* Start *
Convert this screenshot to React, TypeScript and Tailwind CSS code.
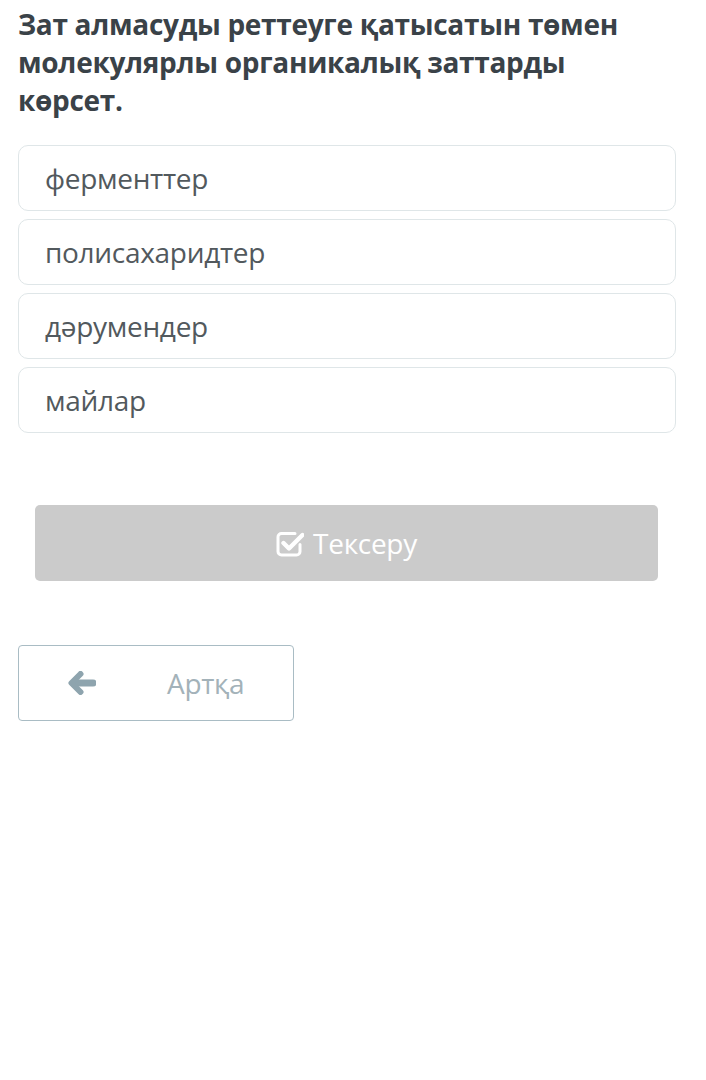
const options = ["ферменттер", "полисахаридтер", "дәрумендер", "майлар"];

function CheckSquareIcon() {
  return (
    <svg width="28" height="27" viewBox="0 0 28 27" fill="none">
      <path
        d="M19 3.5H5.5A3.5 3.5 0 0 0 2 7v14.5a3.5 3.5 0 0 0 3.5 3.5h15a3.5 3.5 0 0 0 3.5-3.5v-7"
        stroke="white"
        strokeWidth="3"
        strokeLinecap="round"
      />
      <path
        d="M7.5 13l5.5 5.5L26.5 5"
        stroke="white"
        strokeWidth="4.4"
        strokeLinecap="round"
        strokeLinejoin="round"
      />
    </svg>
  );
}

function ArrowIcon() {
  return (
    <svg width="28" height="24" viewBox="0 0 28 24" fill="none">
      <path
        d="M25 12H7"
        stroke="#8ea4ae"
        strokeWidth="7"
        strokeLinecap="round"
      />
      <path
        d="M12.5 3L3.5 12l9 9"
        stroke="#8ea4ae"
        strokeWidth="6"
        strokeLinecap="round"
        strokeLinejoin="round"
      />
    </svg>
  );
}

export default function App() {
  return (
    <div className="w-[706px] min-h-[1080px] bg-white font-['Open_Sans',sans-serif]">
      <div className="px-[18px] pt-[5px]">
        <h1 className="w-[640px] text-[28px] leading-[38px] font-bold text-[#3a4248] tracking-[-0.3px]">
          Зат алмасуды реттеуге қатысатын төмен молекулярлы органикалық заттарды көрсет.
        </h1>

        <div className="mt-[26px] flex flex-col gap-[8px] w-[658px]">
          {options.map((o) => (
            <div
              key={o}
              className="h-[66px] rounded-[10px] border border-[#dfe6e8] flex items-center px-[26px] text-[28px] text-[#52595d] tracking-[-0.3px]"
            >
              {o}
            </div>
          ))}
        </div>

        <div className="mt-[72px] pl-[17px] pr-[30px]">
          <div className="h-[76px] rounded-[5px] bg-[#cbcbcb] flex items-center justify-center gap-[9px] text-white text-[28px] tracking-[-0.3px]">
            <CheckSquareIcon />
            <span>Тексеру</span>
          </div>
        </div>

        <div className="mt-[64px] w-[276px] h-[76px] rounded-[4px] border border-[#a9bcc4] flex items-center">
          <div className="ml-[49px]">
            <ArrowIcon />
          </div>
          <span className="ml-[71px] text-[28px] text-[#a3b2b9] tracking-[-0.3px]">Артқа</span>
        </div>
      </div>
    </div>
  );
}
* End *
_What the task requires_:
Pictures excluded, quote all the data above exactly.

_Answer in full_:
Convert this screenshot to React, TypeScript and Tailwind CSS code.
const options = ["ферменттер", "полисахаридтер", "дәрумендер", "майлар"];

function CheckSquareIcon() {
  return (
    <svg width="28" height="27" viewBox="0 0 28 27" fill="none">
      <path
        d="M19 3.5H5.5A3.5 3.5 0 0 0 2 7v14.5a3.5 3.5 0 0 0 3.5 3.5h15a3.5 3.5 0 0 0 3.5-3.5v-7"
        stroke="white"
        strokeWidth="3"
        strokeLinecap="round"
      />
      <path
        d="M7.5 13l5.5 5.5L26.5 5"
        stroke="white"
        strokeWidth="4.4"
        strokeLinecap="round"
        strokeLinejoin="round"
      />
    </svg>
  );
}

function ArrowIcon() {
  return (
    <svg width="28" height="24" viewBox="0 0 28 24" fill="none">
      <path
        d="M25 12H7"
        stroke="#8ea4ae"
        strokeWidth="7"
        strokeLinecap="round"
      />
      <path
        d="M12.5 3L3.5 12l9 9"
        stroke="#8ea4ae"
        strokeWidth="6"
        strokeLinecap="round"
        strokeLinejoin="round"
      />
    </svg>
  );
}

export default function App() {
  return (
    <div className="w-[706px] min-h-[1080px] bg-white font-['Open_Sans',sans-serif]">
      <div className="px-[18px] pt-[5px]">
        <h1 className="w-[640px] text-[28px] leading-[38px] font-bold text-[#3a4248] tracking-[-0.3px]">
          Зат алмасуды реттеуге қатысатын төмен молекулярлы органикалық заттарды көрсет.
        </h1>

        <div className="mt-[26px] flex flex-col gap-[8px] w-[658px]">
          {options.map((o) => (
            <div
              key={o}
              className="h-[66px] rounded-[10px] border border-[#dfe6e8] flex items-center px-[26px] text-[28px] text-[#52595d] tracking-[-0.3px]"
            >
              {o}
            </div>
          ))}
        </div>

        <div className="mt-[72px] pl-[17px] pr-[30px]">
          <div className="h-[76px] rounded-[5px] bg-[#cbcbcb] flex items-center justify-center gap-[9px] text-white text-[28px] tracking-[-0.3px]">
            <CheckSquareIcon />
            <span>Тексеру</span>
          </div>
        </div>

        <div className="mt-[64px] w-[276px] h-[76px] rounded-[4px] border border-[#a9bcc4] flex items-center">
          <div className="ml-[49px]">
            <ArrowIcon />
          </div>
          <span className="ml-[71px] text-[28px] text-[#a3b2b9] tracking-[-0.3px]">Артқа</span>
        </div>
      </div>
    </div>
  );
}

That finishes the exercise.